Mobility as a service, Miller said, is everything from JUMP bikes and scooters on the ground to the uberPOOL to the shared cars, to the ultimate innovation of Uber ELEVATE, a helicopter service that will begin test piloting in the Los Angeles area at the end of next year.

“We firmly believe the future of transportation at Uber is three things: shared, autonomous and electric. Autonomous is down the road, but electric is things we could be working on right now and switching fleets over to electric vehicles is something that’s very important,” Miller said.

Autonomous isn’t all that far away in North Texas, however. It’s as close as Arlington and Frisco.

Jain, of drive.ai, said he was asked recently in Arlington – where drive.ai has a pilot project – why companies were dedicating hundreds of people and millions of dollars to develop the technology.

“Honestly, I didn’t know where to start because I had so many answers,” he said.

Maybe the worldwide death toll from traffic accidents – 1.3 million people annually according to the Worth Health Organization.

“That’s 10 Boeing 787s going down every single day for a year and I can assure you if that was happening, I would not get into an airplane,” Jain said.

In the United States, the National Safety Council said on Feb. 13 that preliminary figures for 2018 were 40,000 fatalities on the nation’s highways.

Jain said 94 percent of fatal traffic accidents worldwide are the result of human error.

That’s one reason for the autonomous technology research.

Another, he said, is that in the United States, transportation accounts for 30 percent of greenhouse gas emissions with the attendant effects on human health.

Jain said drive.ai firmly believes in not putting technology on the road just for technology’s sake.

“We know that autonomous is a long-term vision and a long-term play and we hope that in a few years and maybe decades, it’s going to change the world.
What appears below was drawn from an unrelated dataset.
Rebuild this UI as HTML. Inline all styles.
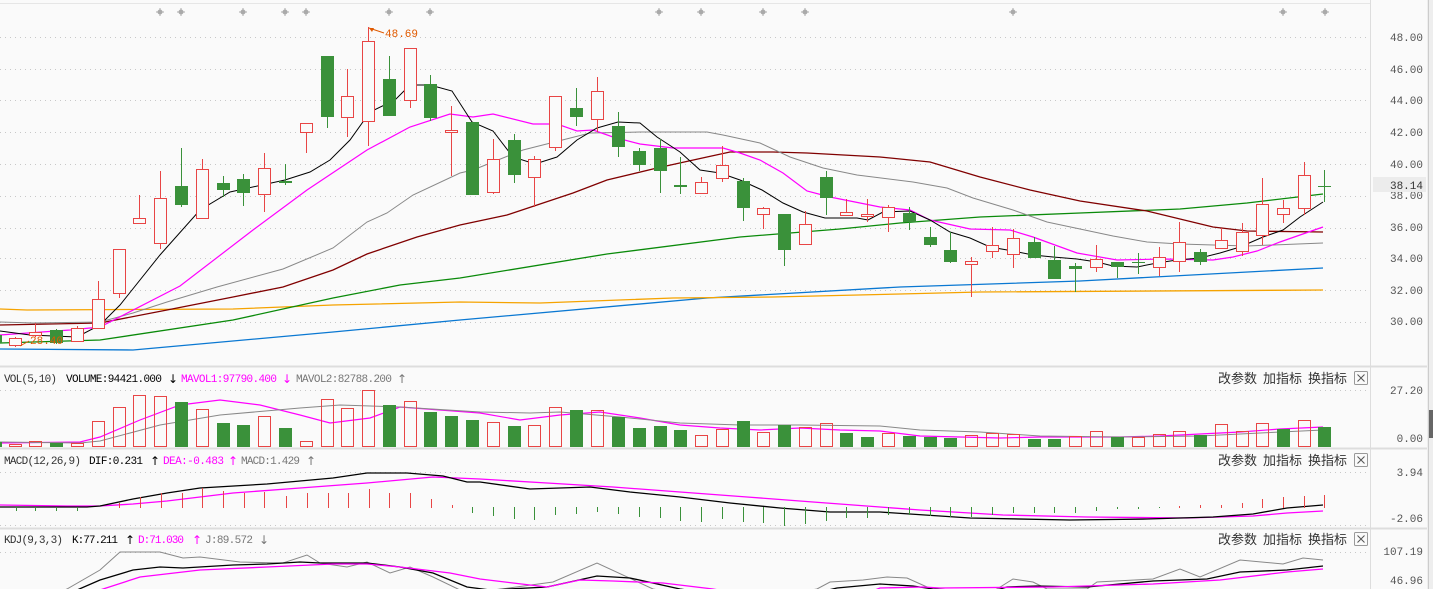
<!DOCTYPE html>
<html><head><meta charset="utf-8"><style>
html,body{margin:0;padding:0;background:#fafafa;width:1433px;height:589px;overflow:hidden}
svg{display:block}
text{font-family:"Liberation Mono","Noto Sans CJK SC",monospace;font-size:11px}
.cn{font-family:"Liberation Sans","Noto Sans CJK SC",sans-serif;font-size:13px;fill:#333}
.ax{fill:#555;text-anchor:end}
.ar{font-family:"DejaVu Sans",sans-serif;font-size:12px}
</style></head><body>
<svg id="s" width="1433" height="589" xmlns="http://www.w3.org/2000/svg">
<rect width="1433" height="589" fill="#fafafa"/>
<line x1="0" y1="3.5" x2="1370" y2="3.5" stroke="#e6e6e6"/>
<g id="grid" stroke="#c8c8c8" stroke-dasharray="1,4"></g>
<line x1="1370.5" y1="0" x2="1370.5" y2="589" stroke="#ddd"/>
<line x1="0" y1="366.5" x2="1428" y2="366.5" stroke="#ddd" stroke-width="2"/>
<line x1="0" y1="448.5" x2="1428" y2="448.5" stroke="#ddd" stroke-width="2"/>
<line x1="0" y1="528.5" x2="1428" y2="528.5" stroke="#ddd" stroke-width="2"/>
<rect x="1427" y="0" width="6" height="589" fill="#eee"/>
<line x1="1428.5" y1="0" x2="1428.5" y2="589" stroke="#ccc"/>
<rect x="1429" y="410" width="4" height="28" fill="#666"/>
<g id="lines" fill="none"></g>
<g id="cand"></g>
<g class="ax">
<text x="1423" y="41">48.00</text><text x="1423" y="73">46.00</text><text x="1423" y="104">44.00</text>
<text x="1423" y="136">42.00</text><text x="1423" y="168">40.00</text><text x="1423" y="199">38.00</text>
<text x="1423" y="231">36.00</text><text x="1423" y="262">34.00</text><text x="1423" y="294">32.00</text>
<text x="1423" y="325">30.00</text>
<text x="1423" y="394">27.20</text><text x="1423" y="442">0.00</text>
<text x="1423" y="476">3.94</text><text x="1423" y="522">-2.06</text>
<text x="1423" y="555">107.19</text><text x="1423" y="584">46.96</text>
</g>
<rect x="1373" y="177" width="53" height="15" fill="#ececec"/>
<text x="1423" y="189" style="text-anchor:end;fill:#333">38.14</text>
<line x1="369" y1="28" x2="384" y2="33" stroke="#e05a00"/>
<path d="M369 28 l5 0 l-2 4z" fill="#e05a00"/>
<text x="385" y="37" fill="#e05a00">48.69</text>
<text x="30" y="344" fill="#e05a00">28.40</text>
<line x1="20" y1="346" x2="29" y2="341" stroke="#e05a00"/>
<text x="4" y="382" fill="#333" textLength="53" lengthAdjust="spacing">VOL(5,10)</text>
<text x="66" y="382" fill="#000" textLength="96" lengthAdjust="spacing">VOLUME:94421.000</text><text class="ar" x="168" y="383" fill="#000">↓</text>
<text x="181" y="382" fill="#f0f" textLength="96" lengthAdjust="spacing">MAVOL1:97790.400</text><text class="ar" x="282" y="383" fill="#f0f">↓</text>
<text x="296" y="382" fill="#777" textLength="96" lengthAdjust="spacing">MAVOL2:82788.200</text><text class="ar" x="397" y="383" fill="#777">↑</text>
<text x="4" y="464" fill="#333" textLength="77" lengthAdjust="spacing">MACD(12,26,9)</text>
<text x="89" y="464" fill="#000" textLength="54" lengthAdjust="spacing">DIF:0.231</text><text class="ar" x="150" y="465" fill="#000">↑</text>
<text x="163" y="464" fill="#f0f" textLength="61" lengthAdjust="spacing">DEA:-0.483</text><text class="ar" x="228" y="465" fill="#f0f">↑</text>
<text x="241" y="464" fill="#777" textLength="59" lengthAdjust="spacing">MACD:1.429</text><text class="ar" x="306" y="465" fill="#777">↑</text>
<text x="4" y="543" fill="#333" textLength="59" lengthAdjust="spacing">KDJ(9,3,3)</text>
<text x="72" y="543" fill="#000" textLength="46" lengthAdjust="spacing">K:77.211</text><text class="ar" x="125" y="544" fill="#000">↑</text>
<text x="138" y="543" fill="#f0f" textLength="46" lengthAdjust="spacing">D:71.030</text><text class="ar" x="192" y="544" fill="#f0f">↑</text>
<text x="205" y="543" fill="#777" textLength="48" lengthAdjust="spacing">J:89.572</text><text class="ar" x="259" y="544" fill="#777">↓</text>
<g id="btns"></g>
</svg>
<script>
var NS="http://www.w3.org/2000/svg",S=document.getElementById('s');
function el(p,t,a,txt){var e=document.createElementNS(NS,t);for(var k in a)e.setAttribute(k,a[k]);if(txt)e.textContent=txt;p.appendChild(e);return e;}
var G=document.getElementById('grid');
[37,69,100,132,164,196,228,258,290,322,390,472,525,552].forEach(function(y){el(G,'line',{x1:0,y1:y+.5,x2:1370,y2:y+.5});});
var B=document.getElementById('btns');
[[378,383],[460,465],[539,544]].forEach(function(r){
 el(B,'text',{x:1218,y:r[1],'class':'cn'},'改参数');
 el(B,'text',{x:1263,y:r[1],'class':'cn'},'加指标');
 el(B,'text',{x:1308,y:r[1],'class':'cn'},'换指标');
 el(B,'rect',{x:1354.5,y:r[0]-6.5,width:13,height:13,fill:'#fafafa',stroke:'#999',rx:1});
 el(B,'path',{d:'M1357.5 '+(r[0]-3.5)+'l7 7m0 -7l-7 7',stroke:'#555'});
});
[160,181,243,285,306,389,430,659,701,763,805,1013,1283,1325].forEach(function(x){
 el(B,'circle',{cx:x,cy:12,r:2.5,fill:'#aaa'});
 el(B,'path',{d:'M'+(x-4)+' 12h8M'+x+' 8v8',stroke:'#aaa'});
});
var L=document.getElementById('lines');
function pl(pts,c,w){el(L,'polyline',{points:pts,stroke:c,'stroke-width':w||1});}
pl("0,349 133,350 333,332 460,320 707,298 900,287 1080,281 1323,268","#0a78d2",1.3);
pl("0,309 27,310 233,309 333,305 460,302 540,303 673,298 773,297 900,294 980,292 1323,290","#f5a300",1.3);
pl("0,343 100,340 233,320 333,298 400,285 460,278 607,254 740,237 840,229 900,223 980,217 1080,213 1180,209 1247,203 1323,194","#0a8a0a",1.3);
pl("0,325 100,323 167,310 233,297 283,287 333,270 367,254 417,237 460,225 507,215 573,193 607,180 657,168 707,157 730,152 773,152 807,153 880,157 930,162 980,177 1030,190 1080,201 1147,211 1213,227 1247,231 1323,232","#800000",1.3);
pl("0,322 33,323 100,322 133,313 167,302 217,287 283,269 333,248 367,222 387,213 413,195 460,173 473,170 523,150 590,133 640,132 707,132 723,135 760,143 790,157 823,168 857,175 913,182 947,188 973,198 1013,210 1047,222 1080,229 1113,236 1147,242 1180,244 1247,246 1323,243","#888",1);
pl("0,335 70,330 100,327 180,286 253,230 307,190 367,150 410,127 450,114 473,117 493,114 533,124 557,124 577,131 593,130 613,137 640,144 673,148 723,148 740,153 760,160 783,173 807,191 830,197 860,203 880,207 910,210 930,220 970,229 1010,230 1033,237 1077,253 1117,260 1163,259 1213,260 1233,257 1257,251 1280,242 1300,235 1323,227","#f0f",1.2);
pl("0,331 30,335 77,337 100,325 120,305 160,255 200,210 230,192 285,180 310,172 330,160 350,140 370,112 395,100 410,85 430,85 452,91 472,122 493,131 513,157 535,164 557,157 577,140 597,128 618,122 640,123 657,137 680,152 700,170 720,173 740,180 762,190 783,203 803,212 825,218 857,218 868,220 883,212 910,211 930,220 950,232 970,238 990,247 1013,251 1033,255 1053,257 1077,259 1097,262 1113,266 1137,267 1157,263 1177,260 1200,258 1220,253 1240,247 1263,237 1283,230 1300,217 1323,202","#000",1);
pl("0,443 80,442 100,437 140,420 180,405 220,400 260,405 300,415 330,423 370,418 400,407 440,410 480,413 520,420 560,415 600,412 640,418 680,425 720,428 760,430 800,428 840,430 880,431 920,436 960,437 1000,438 1040,437 1080,437 1120,437 1160,436 1200,434 1240,432 1280,429 1323,427","#f0f",1.2);
pl("0,442 80,443 100,441 160,425 220,415 300,408 340,405 400,407 480,412 530,413 560,412 620,417 680,423 740,425 800,425 880,426 920,430 980,432 1040,436 1120,437 1200,436 1260,433 1323,430","#888",1);
pl("0,505 67,506 100,506 133,504 167,501 233,493 300,488 367,483 433,477 480,479 547,483 613,487 680,492 747,497 813,502 880,507 920,510 1003,515 1087,517 1187,518 1253,516 1287,513 1323,511","#f0f",1.3);
pl("0,507 87,507 100,506 133,499 167,493 200,488 267,484 333,478 367,473 407,473 443,476 467,482 480,482 530,489 590,487 630,492 680,497 730,503 780,508 830,512 880,512 940,516 970,518 1070,520 1147,519 1213,517 1253,514 1287,508 1323,505","#000",1.3);
pl("60,592 67,589 100,570 120,552 160,552 183,558 200,557 240,562 283,563 307,555 320,563 347,567 367,562 390,573 410,567 433,577 460,590 480,592 553,582 597,563 653,589 670,592 800,592 817,589 830,582 863,580 887,577 907,578 927,587 940,592 990,592 997,589 1013,579 1033,582 1047,589 1087,589 1097,582 1153,579 1180,569 1200,577 1240,560 1283,564 1303,558 1323,560","#888",1);
pl("70,592 77,590 100,580 133,570 160,567 183,568 233,565 267,564 300,562 320,563 367,563 400,567 433,573 467,587 490,590 547,587 597,576 630,578 680,589 700,592 820,592 837,588 880,584 913,586 933,589 990,592 1007,587 1037,586 1087,587 1153,581 1207,579 1240,572 1287,570 1323,566","#000",1.3);
pl("95,592 100,590 140,577 200,570 267,567 333,564 367,564 400,567 450,573 480,579 513,583 547,587 580,580 613,581 663,583 713,589 730,592 870,592 880,588 923,587 940,588 1053,587 1153,584 1220,580 1287,572 1323,569","#f0f",1.3);
var R="#e84545",GR="#3a913a",C=document.getElementById('cand');
var cd=[[-5,335,343,333,345,'g'],[15,338,345,337,347,'r'],[35,332,335,323,337,'r'],[56,330,343,329,344,'g'],[77,328,341,326,342,'r'],[98,299,328,281,329,'r'],[119,249,293,249,298,'r'],[139,218,223,195,223,'r'],[160,198,243,171,249,'r'],[181,186,205,148,207,'g'],[202,169,218,159,218,'r'],[223,183,190,176,197,'g'],[243,179,193,174,206,'g'],[264,168,194,153,212,'r'],[285,181,183,164,185,'g'],[306,123,132,123,153,'r'],[327,56,117,56,128,'g'],[347,96,117,69,137,'r'],[368,41,121,27,146,'r'],[389,79,116,56,116,'g'],[410,48,100,48,108,'r'],[430,84,118,75,121,'g'],[451,130,132,106,176,'r'],[472,122,195,122,195,'g'],[493,159,192,139,194,'r'],[514,140,175,134,183,'g'],[534,159,177,156,207,'r'],[555,96,147,96,151,'r'],[576,108,117,88,126,'g'],[597,91,119,77,132,'r'],[618,126,147,112,157,'g'],[639,151,165,148,171,'g'],[660,148,171,139,193,'g'],[680,185,187,157,194,'g'],[701,182,193,177,193,'r'],[722,165,178,146,182,'r'],[743,181,208,178,221,'g'],[763,208,214,207,229,'r'],[784,214,250,214,266,'g'],[805,224,244,211,244,'r'],[826,177,198,171,215,'g'],[846,212,215,199,215,'r'],[867,214,216,199,222,'r'],[888,207,217,205,232,'r'],[909,213,222,207,230,'g'],[930,237,245,227,247,'g'],[950,250,262,232,263,'g'],[971,261,264,257,297,'r'],[992,245,251,227,258,'r'],[1013,238,254,229,268,'r'],[1034,242,258,237,258,'g'],[1054,260,279,246,279,'g'],[1075,266,269,263,292,'g'],[1096,259,267,245,272,'r'],[1117,262,267,262,278,'g'],[1138,262,263,253,274,'g'],[1159,257,267,247,276,'r'],[1179,242,261,222,272,'r'],[1200,252,262,249,265,'g'],[1221,240,248,228,248,'r'],[1242,232,251,223,256,'r'],[1262,204,235,178,245,'r'],[1283,208,214,200,223,'r'],[1304,175,208,162,215,'r'],[1324,186,187,170,202,'g']];
cd.forEach(function(c){var x=c[0],col=c[5]=='r'?R:GR;
 el(C,'line',{x1:x+.5,y1:c[3],x2:x+.5,y2:c[4],stroke:col});
 var h=Math.max(c[2]-c[1],1);
 if(c[5]=='r') el(C,'rect',{x:x-5.5,y:c[1]+.5,width:12,height:Math.max(h,1),fill:'#fafafa',stroke:col});
 else el(C,'rect',{x:x-6,y:c[1],width:13,height:h,fill:col});
});
var vt=[[-5,442,'g'],[15,444,'r'],[35,441,'r'],[56,443,'g'],[77,443,'r'],[98,421,'r'],[119,407,'r'],[139,395,'r'],[160,396,'r'],[181,402,'g'],[202,409,'r'],[223,423,'g'],[243,425,'g'],[264,416,'r'],[285,428,'g'],[306,441,'r'],[327,399,'r'],[347,408,'r'],[368,390,'r'],[389,405,'g'],[410,401,'r'],[430,412,'g'],[451,416,'g'],[472,420,'g'],[493,422,'r'],[514,426,'g'],[534,425,'r'],[555,407,'r'],[576,410,'g'],[597,410,'r'],[618,417,'g'],[639,428,'g'],[660,426,'g'],[680,430,'g'],[701,435,'r'],[722,429,'r'],[743,421,'g'],[763,432,'r'],[784,425,'g'],[805,427,'r'],[826,423,'r'],[846,433,'g'],[867,437,'g'],[888,433,'r'],[909,436,'g'],[930,437,'g'],[950,438,'g'],[971,435,'r'],[992,433,'r'],[1013,434,'r'],[1034,439,'g'],[1054,439,'g'],[1075,436,'r'],[1096,431,'r'],[1117,437,'g'],[1138,437,'r'],[1159,434,'r'],[1179,431,'r'],[1200,435,'g'],[1221,424,'r'],[1242,431,'r'],[1262,423,'r'],[1283,429,'g'],[1304,420,'r'],[1324,427,'g']];
vt.forEach(function(v){var x=v[0];
 if(v[2]=='r') el(C,'rect',{x:x-5.5,y:v[1]+.5,width:12,height:446-v[1],fill:'none',stroke:R});
 else el(C,'rect',{x:x-6,y:v[1],width:13,height:447-v[1],fill:GR});
});
var mb=[[16,511],[35,511],[56,511],[77,511],[119,503],[140,497],[161,493],[182,493],[202,488],[223,491],[244,493],[264,492],[286,496],[307,493],[328,493],[348,493],[369,489],[389,493],[410,493],[431,499],[452,505],[472,513],[493,516],[514,519],[534,520],[555,515],[576,514],[597,512],[618,514],[639,517],[660,518],[680,521],[701,522],[722,519],[743,522],[763,523],[784,526],[805,524],[826,521],[846,518],[867,518],[888,515],[909,515],[930,516],[950,517],[971,517],[992,515],[1013,513],[1034,513],[1054,513],[1075,513],[1096,511],[1117,509],[1138,509],[1159,508],[1179,506],[1200,505],[1221,505],[1242,503],[1262,499],[1283,497],[1304,496],[1324,495]];
mb.forEach(function(m){var up=m[1]<507.5;
 el(C,'line',{x1:m[0]+.5,y1:up?m[1]:507,x2:m[0]+.5,y2:up?508:m[1],stroke:up?R:GR});
});
</script>
</body></html>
But we really think that today, we solve the real problems.”

Drive.ai deployments – where customers in a few cities today can use the drive.ai app to call self-driving cars to take them where they want to go – rests on three pillars, he said.

“One is industry leading technology. There’s no doubt that you need good technology to put these things on the road to make everybody feel safe,” Jain said.

“Two is local partnerships, which is demonstrated a little bit via our local partnerships with Frisco and Arlington.

“Three is people-centric safety, and I’ll go into the definition of that,” he said. “Basically, we don’t define safety just as how the car drives or how the person inside the car feels. We define safety as, ‘How does the community feel about this product? Do they feel safe? Do they feel comfortable with the fact that self-driving cars are on the road?’ ”

Jain said the app was deployed in Frisco to address what the company saw as a local transportation problem with moving people from offices to retail and restaurants and the like.

“It’s an area that we call too far to walk because, in the Texas heat, no one wants to. And it’s too close to drive because if you do drive, you spend more time looking for parking than you do actually driving. And on a one-hour lunch break for some of these workers, that’s not feasible. And so we saw a real opportunity to show that autonomous vehicles can solve real problems today,” he said.

“And that’s what we’ve done. I think it’s been fantastic to work with the partners in the area. It’s been a public/private partnership in every sense of the word. And it’s really proven at that business model that we can see can be replicated in other places,” Jain said.

“Arlington was interesting as well because it was a different problem. We’re solving multiple-use cases in Arlington, the most noteworthy I think being actually Cowboys games,” he said.

During games, drive.ai moves people from more distant parking lots to avoid congestion around AT&T Stadium.

The City of Arlington has been a great partner, Jain said, and has been able to help drive.ai understand real transportation problems and how to solve them.

Texans think there are many reasons to be glad they live in Texas, but here’s one they may not realize.

Traffic congestion is terrible and the state can’t build its way out of that. That forces the consideration of other alternatives.

“Texas is one of those really unique places that is considered a mega-region,” Duong said.

Working through the connectivity problems among Dallas-Fort Worth, Houston, Austin and points south will transform Texas more than other places in the United States, especially as logistics become more important in trade.

“So, a concept we also like to talk about is turning Texas into a logistics hub, not just the cities themselves or the facilities themselves but with the entire state,” Duong said.